The sound: tension first, then total escalation
Musically, “One” is Metallica weaponizing dynamics. The opening is restrained and eerie—clean guitar lines that feel like they’re tiptoeing through a ruined hallway. There’s space in the arrangement, and that space matters: it mirrors the isolation in the lyric, the sense of being suspended in a void with nothing to grab onto.
Then the band starts building pressure in layers. The drums and bass enter with discipline, not chaos, and the guitars gradually trade that clean shimmer for a harder edge. The riffs don’t just “get heavier”—they get more urgent. You can hear the song tightening its grip.
And when the back half arrives, it’s not a simple switch to fast-and-loud. It’s a controlled acceleration into machine-gun precision: rapid-fire rhythm guitar, relentless drumming, and a vocal that sounds like it’s pushing against the walls. The famous late-song barrage isn’t there for flash; it feels like the musical equivalent of panic finally breaking containment.
That structure—quiet dread to full-scale assault—is a big reason “One” has lived on rock radio for decades. It doesn’t give you the payoff immediately. It makes you sit in the tension long enough that the explosion feels earned.
Where it lands in Metallica’s career
“One” sits at a pivotal point in Metallica’s rise from underground kings to a band that could dominate the wider rock world without sanding down the edges. It’s from …And Justice for All (1988), an era defined by long songs, intricate arrangements, and a colder, more severe atmosphere than the band’s earlier work. This is Metallica leaning into complexity and intensity—songs that move like multi-part stories, with riffs that shift and evolve instead of looping for comfort.
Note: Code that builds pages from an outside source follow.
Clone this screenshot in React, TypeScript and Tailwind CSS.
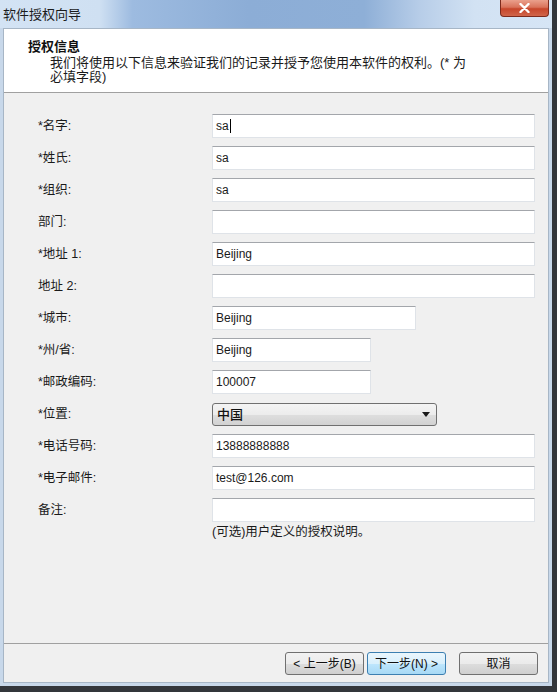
import React from 'react'

type Field = {
  label: string
  value?: string
  w: string
  caret?: boolean
  select?: boolean
}

const fields: Field[] = [
  { label: '*名字:', value: 'sa', w: 'w-[323px]', caret: true },
  { label: '*姓氏:', value: 'sa', w: 'w-[323px]' },
  { label: '*组织:', value: 'sa', w: 'w-[323px]' },
  { label: '部门:', value: '', w: 'w-[323px]' },
  { label: '*地址 1:', value: 'Beijing', w: 'w-[323px]' },
  { label: '地址 2:', value: '', w: 'w-[323px]' },
  { label: '*城市:', value: 'Beijing', w: 'w-[204px]' },
  { label: '*州/省:', value: 'Beijing', w: 'w-[159px]' },
  { label: '*邮政编码:', value: '100007', w: 'w-[159px]' },
  { label: '*位置:', value: '中国', w: 'w-[225px]', select: true },
  { label: '*电话号码:', value: '13888888888', w: 'w-[323px]' },
  { label: '*电子邮件:', value: 'test@126.com', w: 'w-[323px]' },
  { label: '备注:', value: '', w: 'w-[323px]' },
]

function TextBox({ f }: { f: Field }) {
  if (f.select) {
    return (
      <div
        className={`${f.w} flex h-[23px] items-center justify-between rounded-[3px] border border-[#707070] bg-[linear-gradient(180deg,#f4f4f4_0%,#ececec_50%,#dedede_51%,#d2d2d2_100%)] pl-[4px] pr-[6px]`}
      >
        <span className="text-[13px] font-medium leading-none text-[#111]">{f.value}</span>
        <svg width="8" height="5" viewBox="0 0 8 5">
          <path d="M0 0 H8 L4 5 Z" fill="#1a1a1a" />
        </svg>
      </div>
    )
  }
  return (
    <div
      className={`${f.w} flex h-[24px] items-center border border-[#dfe3e8] border-t-[#a3a6ab] bg-white pl-[3px] text-[12px] leading-none text-[#1a1a1a]`}
    >
      {f.value}
      {f.caret && <span className="ml-px inline-block h-[14px] w-px bg-black" />}
    </div>
  )
}

function WinButton({ label, focused }: { label: string; focused?: boolean }) {
  return (
    <button
      className={`flex h-[23px] w-[79px] items-center justify-center rounded-[3px] border text-[12px] leading-none text-[#111] ${
        focused
          ? 'border-[#3c7fb1] bg-[linear-gradient(180deg,#eaf6fd_0%,#d9f0fc_50%,#bee6fd_51%,#a7d9f5_100%)]'
          : 'border-[#707070] bg-[linear-gradient(180deg,#f2f2f2_0%,#ebebeb_50%,#dddddd_51%,#cfcfcf_100%)]'
      }`}
    >
      {label}
    </button>
  )
}

export default function App() {
  return (
    <div className="h-[692px] w-[557px] overflow-hidden bg-[#33363b] font-['Liberation_Sans','Noto_Sans_CJK_SC',sans-serif]">
      <div className="flex h-[686px] w-[552px] flex-col bg-[#c8d8ea]">
        {/* title bar */}
        <div className="relative flex h-[28px] items-center bg-[linear-gradient(90deg,#d3e3f4_0%,#cfe0f2_18%,#9dbbe0_24%,#8cadd6_45%,#8eafd7_66%,#b7cde8_76%,#d2e2f3_86%,#d6e5f5_100%)] pl-[3px]">
          <span className="text-[13px] leading-none text-[#1b1b1b]">软件授权向导</span>
          <div className="absolute right-[3px] top-0 flex h-[17px] w-[49px] items-center justify-center rounded-b-[4px] border border-t-0 border-[#7d2a1c] bg-[linear-gradient(180deg,#eaa08c_0%,#d9735b_45%,#c7462b_55%,#d0654a_100%)]">
            <svg width="11" height="10" viewBox="0 0 11 10">
              <path d="M1.5 1 L9.5 9 M9.5 1 L1.5 9" stroke="white" strokeWidth="2.4" strokeLinecap="round" />
            </svg>
          </div>
        </div>

        {/* body */}
        <div className="mx-[3px] mb-[3px] flex flex-1 flex-col border border-[#a7b6c6] bg-[#f0f0f0]">
          <div className="h-[64px] border-b border-[#a0a0a0] bg-white pl-[24px] pt-[10px]">
            <div className="text-[13px] font-bold leading-[16px] text-[#111]">授权信息</div>
            <div className="pl-[22px] pt-[1px] text-[13px] leading-[14px] text-[#1a1a1a]">
              我们将使用以下信息来验证我们的记录并授予您使用本软件的权利。(* 为
              <br />
              必填字段)
            </div>
          </div>

          <div className="flex-1 pl-[34px] pt-[21px]">
            <div className="grid grid-cols-[174px_1fr] gap-y-[8px]">
              {fields.map((f) => (
                <React.Fragment key={f.label}>
                  <div className="flex h-[24px] items-center text-[12.5px] leading-none text-[#1a1a1a]">{f.label}</div>
                  <div className="flex h-[24px] items-center">
                    <TextBox f={f} />
                  </div>
                </React.Fragment>
              ))}
              <div />
              <div className="-mt-[6px] text-[12.5px] leading-[16px] text-[#1a1a1a]">(可选)用户定义的授权说明。</div>
            </div>
          </div>

          <div className="flex h-[39px] items-start justify-end border-t border-[#a0a0a0] pr-[10px] pt-[8px]">
            <WinButton label="< 上一步(B)" />
            <div className="ml-[3px]">
              <WinButton label="下一步(N) >" focused />
            </div>
            <div className="ml-[13px]">
              <WinButton label="取消" />
            </div>
          </div>
        </div>
      </div>
    </div>
  )
}
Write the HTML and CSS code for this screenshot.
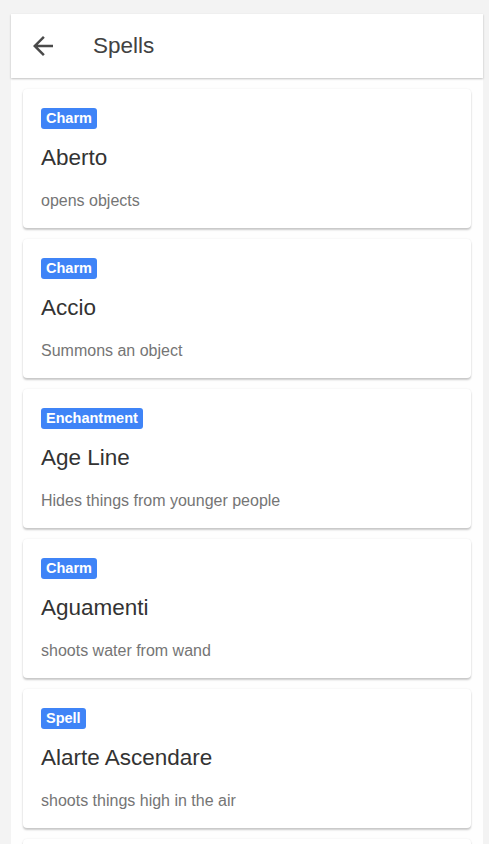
FILE: index.html
```html
<!DOCTYPE html>
<html>
<head>
<meta charset="utf-8">
<link rel="stylesheet" href="styles.css">
</head>
<body>
<div class="app">
  <header class="toolbar">
    <span class="back">
      <svg width="30" height="30" viewBox="0 0 24 24"><path d="M20 11H7.83l5.59-5.59L12 4l-8 8 8 8 1.41-1.41L7.83 13H20v-2z" fill="#4a4a4a"/></svg>
    </span>
    <h1 class="title">Spells</h1>
  </header>
  <main class="list">
    <div class="card"><span class="badge">Charm</span><div class="name">Aberto</div><div class="desc">opens objects</div></div>
    <div class="card"><span class="badge">Charm</span><div class="name">Accio</div><div class="desc">Summons an object</div></div>
    <div class="card"><span class="badge">Enchantment</span><div class="name">Age Line</div><div class="desc">Hides things from younger people</div></div>
    <div class="card"><span class="badge">Charm</span><div class="name">Aguamenti</div><div class="desc">shoots water from wand</div></div>
    <div class="card"><span class="badge">Spell</span><div class="name">Alarte Ascendare</div><div class="desc">shoots things high in the air</div></div>
    <div class="card"></div>
  </main>
</div>
</body>
</html>
```
FILE: styles.css
```css
html, body {
  margin: 0;
  padding: 0;
  background: #f3f3f3;
  height: 844px;
  overflow: hidden;
  font-family: "Liberation Sans", Arial, sans-serif;
}
.app {
  margin: 14px 6px 0 11px;
  background: #fefefe;
  min-height: 830px;
}
.toolbar {
  height: 64px;
  display: flex;
  align-items: center;
  background: #fff;
  box-shadow: 0 1px 2px rgba(0,0,0,0.25);
  position: relative;
  z-index: 1;
}
.back {
  width: 30px;
  height: 30px;
  margin-left: 17px;
  display: flex;
}
.title {
  margin: 0 0 0 35px;
  font-size: 22.5px;
  font-weight: 400;
  color: #424242;
}
.list {
  padding: 11px 12px 0 12px;
  display: flex;
  flex-direction: column;
  gap: 11px;
}
.card {
  background: #fff;
  border-radius: 4px;
  box-shadow: 0 2px 2px rgba(0,0,0,0.2), 0 0 2px rgba(0,0,0,0.08);
  height: 139px;
  flex: none;
  box-sizing: border-box;
  padding: 19px 18px 0 18px;
  display: flex;
  flex-direction: column;
  align-items: flex-start;
}
.badge {
  background: #3f84f7;
  color: #fff;
  font-weight: 700;
  font-size: 14.5px;
  line-height: 21px;
  height: 21px;
  padding: 0 5px;
  border-radius: 3px;
}
.name {
  margin-top: 16px;
  font-size: 22.5px;
  line-height: 26px;
  color: #333;
}
.desc {
  margin-top: 20px;
  font-size: 16px;
  line-height: 20px;
  color: #757575;
}
```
In that context, “One” is a centerpiece: ambitious, narrative-driven, and built to showcase the band’s ability to balance melody, menace, and sheer force. It’s also a track that helped push Metallica further into the mainstream conversation—still heavy, still uncompromising, but undeniably accessible in the way it guides listeners through its rising arc.
Performance and production texture (without the fluff)
What makes “One” land isn’t just the writing—it’s the execution. The guitars are razor-defined, especially as the arrangement thickens. The rhythm work stays tight even when the tempo and intensity spike, and the lead playing cuts through with a sharp, urgent voice rather than a glossy “hero” tone.
Vocally, James Hetfield sells the song by staying direct. He doesn’t over-sing it; he delivers it like a report from inside the nightmare, and that restraint makes the later intensity hit harder. When the track reaches its peak, it feels like the same narrator—just pushed past the point of control.
Why it connected with Active Rock fans
“One” endures because it’s heavy with purpose. It’s not just aggression for aggression’s sake; it’s a song that uses heaviness to amplify a specific kind of fear—being alive, aware, and unable to communicate. That’s a concept rock and metal can make visceral in a way few genres can, and Metallica nails it by matching the music’s escalation to the narrator’s rising desperation.
For Active Rock listeners, it’s also the full package: a slow-burn intro you can sink into, a midsection that tightens like a vice, and a closing run that still sounds like a band trying to tear the speakers off the wall. Decades on, “One” remains a benchmark—proof that a mainstream metal song can be cinematic, technical, and absolutely crushing, all at once.